I understand that this could be easy if all game servers didn't have to "share" their state but this is primarily thought so that I can scale quickly in case of a sudden spike of activity.
(There will be different "global" game servers like A, B, C... but each of those global game servers should be, behind the scenes, composed of 1-X docker containers running the "real" game server so that the "global" game server is only a concept)
The problem you state is too generic and it's difficult to give a concrete response. However let me be reckless and give you some general-purpose scaling advices:
Remove counters from databases. Instead primary keys that are auto-incremented IDs, try to assign random UUIDs.
Change data that must be validated against a central point by data that is self contained. For example, for authentication, instead of having the User Credentials in a DB, use JSON Web Tokens that can be verified by any host.
Use techniques such as Consistent Hashing to balance the load without need of load balancers. Of course use hashing functions that distribute well, to avoid/minimize collisions.
The above advices are basically about changing the design to migrate from stateful to stateless in as much as aspects as you can. If you anyway need to provide stateful parts, try to guess which entities will have more chance to share stateful data and allocate them in the same (or nearly server). For example, if there are cities in your game, try to allocate in the same server the users that are in the same city, since they are more willing to interact between them (and share stateful data) than users that are in different cities.
Of course if the city is too big and it's very crowded, you will probably need to partition the city in more servers to avoid overloading the server.
Your question is too broad and a general scaling problem as others have mentioned. It'd have been helpful if you'd stated more clearly what your system requirements are.

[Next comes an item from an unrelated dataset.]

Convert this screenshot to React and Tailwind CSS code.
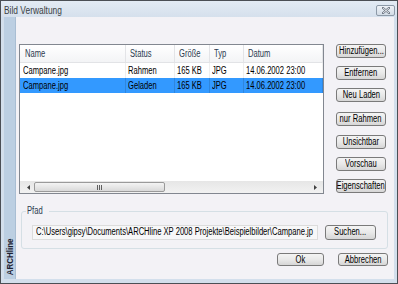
import React from "react";

const font = "font-['Liberation_Sans',Arial,sans-serif]";

function T({ children, className = "", center = false }) {
  return (
    <span
      className={`inline-block whitespace-nowrap scale-x-[0.76] ${center ? "origin-center" : "origin-left"} ${className}`}
    >
      {children}
    </span>
  );
}

function Btn({ children, className = "" }) {
  return (
    <div
      className={`flex items-center justify-center border border-[#7a7a7a] rounded-[3px] bg-gradient-to-b from-[#f4f4f4] via-[#e9e9e9] to-[#d6d6d6] text-[10px] text-black leading-none ${className}`}
    >
      <T center>{children}</T>
    </div>
  );
}

const cols = [
  { name: "Name", w: "w-[106px]" },
  { name: "Status", w: "w-[49px]" },
  { name: "Größe", w: "w-[35px]" },
  { name: "Typ", w: "w-[34px]" },
  { name: "Datum", w: "w-[79px]" },
];

const rows = [
  ["Campane.jpg", "Rahmen", "165 KB", "JPG", "14.06.2002 23:00"],
  ["Campane.jpg", "Geladen", "165 KB", "JPG", "14.06.2002 23:00"],
];

export default function App() {
  return (
    <div
      className={`w-[398px] h-[284px] overflow-hidden flex flex-col border border-[#4b4f55] bg-[#d3dfec] ${font} text-black`}
    >
      {/* Title bar */}
      <div className="h-[16px] shrink-0 flex items-center justify-between pl-[3px] pr-[2px] bg-gradient-to-b from-[#e3ebf4] to-[#d5e0ec]">
        <span className="text-[10.5px] text-[#3b3f44] leading-none mt-[2px] inline-block whitespace-nowrap scale-x-[0.8] origin-left">
          Bild Verwaltung
        </span>
        <div className="w-[19px] h-[11px] mt-[3px] flex items-center justify-center border border-[#8d9aa8] rounded-[2px] bg-gradient-to-b from-[#eef2f7] to-[#d3dce6]">
          <svg width="8" height="7" viewBox="0 0 8 7">
            <path d="M1 1 L7 6 M7 1 L1 6" stroke="#6b7480" strokeWidth="2.2" strokeLinecap="square" />
            <path d="M1 1 L7 6 M7 1 L1 6" stroke="#f4f6f9" strokeWidth="0.9" />
          </svg>
        </div>
      </div>

      {/* Body */}
      <div className="flex-1 min-h-0 flex ml-[3px] mr-[3px] mb-[4px] bg-[#f3f2f6]">
        {/* Sidebar */}
        <div className="w-[12px] bg-[#bccfe2] border-r border-[#a9bed3] flex flex-col justify-end items-center">
          <span className="[writing-mode:vertical-rl] rotate-180 scale-y-[0.84] origin-center text-[9.5px] font-bold text-[#1c2233] leading-none">
            ARCHline
          </span>
        </div>

        {/* Content */}
        <div className="flex-1 flex flex-col pl-[3px] pr-[5px] pt-[27px]">
          <div className="flex gap-[12px]">
            {/* List view */}
            <div className="w-[305px] h-[150px] border border-[#828790] bg-white flex flex-col">
              <div className="h-[18px] flex bg-gradient-to-b from-white to-[#f3f4f6] border-b border-[#e2e3e6]">
                {cols.map((c, i) => (
                  <div
                    key={c.name}
                    className={`${c.w} h-full flex items-center border-r border-[#e3e4e7] text-[10px] text-[#2b3a4f] leading-none ${i === 0 ? "pl-[5px]" : "pl-[4px]"}`}
                  >
                    <T>{c.name}</T>
                  </div>
                ))}
              </div>
              {rows.map((r, ri) => (
                <div
                  key={ri}
                  className={`h-[15px] flex ${ri === 1 ? "bg-[#3399ff]" : "bg-white"}`}
                >
                  {r.map((t, i) => (
                    <div
                      key={i}
                      className={`${cols[i].w} h-full flex items-center border-r ${ri === 1 ? "border-[#2f86de]" : "border-[#efefef]"} text-[10px] leading-none ${i === 0 ? "pl-[3px]" : "pl-[2px]"}`}
                    >
                      <T>{t}</T>
                    </div>
                  ))}
                </div>
              ))}
              <div className="flex-1" />
              {/* Scrollbar */}
              <div className="h-[12px] flex items-center bg-gradient-to-b from-[#e6e6e6] to-[#f2f2f2] px-[3px]">
                <div className="w-[10px] flex items-center justify-center">
                  <svg width="3" height="5" viewBox="0 0 3 5"><path d="M3 0 L0 2.5 L3 5Z" fill="#404040" /></svg>
                </div>
                <div className="ml-[1px] w-[131px] h-[10px] border border-[#9a9a9a] rounded-[2px] bg-gradient-to-b from-[#f4f4f4] to-[#d9d9d9] flex items-center justify-center gap-[1px]">
                  <div className="w-[1px] h-[5px] bg-[#5f5f5f]" />
                  <div className="w-[1px] h-[5px] bg-[#5f5f5f]" />
                  <div className="w-[1px] h-[5px] bg-[#5f5f5f]" />
                </div>
                <div className="flex-1" />
                <div className="w-[10px] flex items-center justify-center">
                  <svg width="3" height="5" viewBox="0 0 3 5"><path d="M0 0 L3 2.5 L0 5Z" fill="#404040" /></svg>
                </div>
              </div>
            </div>

            {/* Buttons */}
            <div className="w-[50px] flex flex-col">
              <Btn className="h-[14px]">Hinzufügen...</Btn>
              <Btn className="h-[14px] mt-[8px]">Entfernen</Btn>
              <Btn className="h-[14px] mt-[8px]">Neu Laden</Btn>
              <Btn className="h-[14px] mt-[10px]">nur Rahmen</Btn>
              <Btn className="h-[14px] mt-[9px]">Unsichtbar</Btn>
              <Btn className="h-[14px] mt-[8px]">Vorschau</Btn>
              <Btn className="h-[14px] mt-[8px]">Eigenschaften</Btn>
            </div>
          </div>

          {/* Pfad group */}
          <div className="relative mt-[17px] ml-[2px] w-[367px] h-[38px] border border-[#d5dfe5] rounded-[3px] flex items-center pl-[10px] pt-[4px]">
            <span className="absolute left-[4px] top-[-6px] px-[1px] bg-[#f3f2f6] text-[10px] text-[#2b3a4f] leading-none">
              <T>Pfad</T>
            </span>
            <div className="w-[286px] h-[15px] border border-[#dcdcdc] bg-[#f7f7f8] flex items-center pl-[3px] text-[10px] leading-none overflow-hidden">
              <T>C:\Users\gipsy\Documents\ARCHline XP 2008 Projekte\Beispielbilder\Campane.jp</T>
            </div>
            <Btn className="ml-[7px] w-[51px] h-[15px]">Suchen...</Btn>
          </div>

          {/* Bottom buttons */}
          <div className="mt-[4px] flex justify-end gap-[14px] pr-[1px]">
            <Btn className="w-[47px] h-[13px]">Ok</Btn>
            <Btn className="w-[50px] h-[13px]">Abbrechen</Btn>
          </div>
        </div>
      </div>
    </div>
  );
}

If it has to be real-time, then you can choose Redis as your main DB but then you'd need slaves (for replication) and you would not be able to scale automatically as you go*, since Redis doesn't support that. I assume that's not a good option when you're working with games (Sudden spikes are probable)
*there seems to be some managed solutions, you need to check them out
If it can be near real-time, using Apache Kafka can prove to be useful.
There's also a highly scalable DB which has everything you need called CockroachDB (I'm a contributor, yay!) but you need to run tests to see if it meets your latency requirements.
Overall, going with a very powerful server is a bad choice, since there's a ceiling and it'd cost you more to scale vertically.
There's a great benefit in scaling horizontally such an application. I'll try to write down some ideas.
Option 1 (stateful):
When planning stateful applications you need to take care about synchronisation of the state (via PubSub, Network Broadcasting or something else) and be aware that every synchronisation will take time to occur (when not blocking each operation). If this is ok for you, lets go ahead.
Let's say you have 80k operations per second on your whole cluster. That means that every process need to synchronise 80k state changes per second. This will be your bottleneck. Handling 80k changes per second is quiet a big challenge for a Node.js application (because it's single threaded and therefore blocking).
At the end you'll need to provision precisely the maximum amount of changes you want to be able to sync and perform some tests with different programming languages. The overhead of synchronising needs to be added to the general work load of the application. It could be beneficial to use some multithreaded language like C, Java/Scala or Go.
Option 2 (stateful with routing):*
In some cases it's feasible to implement a different kind of scaling.
When for example your application can be broken down into areas of a map, you could start with one app replication which holds the full map and when it scales up, it shares the map in a proportional way.
You'll need to implement some routing between the application servers, for example to change the state in city A of world B => call server xyz. This could be done automatically but downscaling will be a challenge.
This solution requires more care and knowledge about the application and is not as fault tolerant as option 1 but it could scale endlessly.
Option 3 (stateless):
Move the state to some other application and solve the problem elsewhere (like Redis, Etcd, ...)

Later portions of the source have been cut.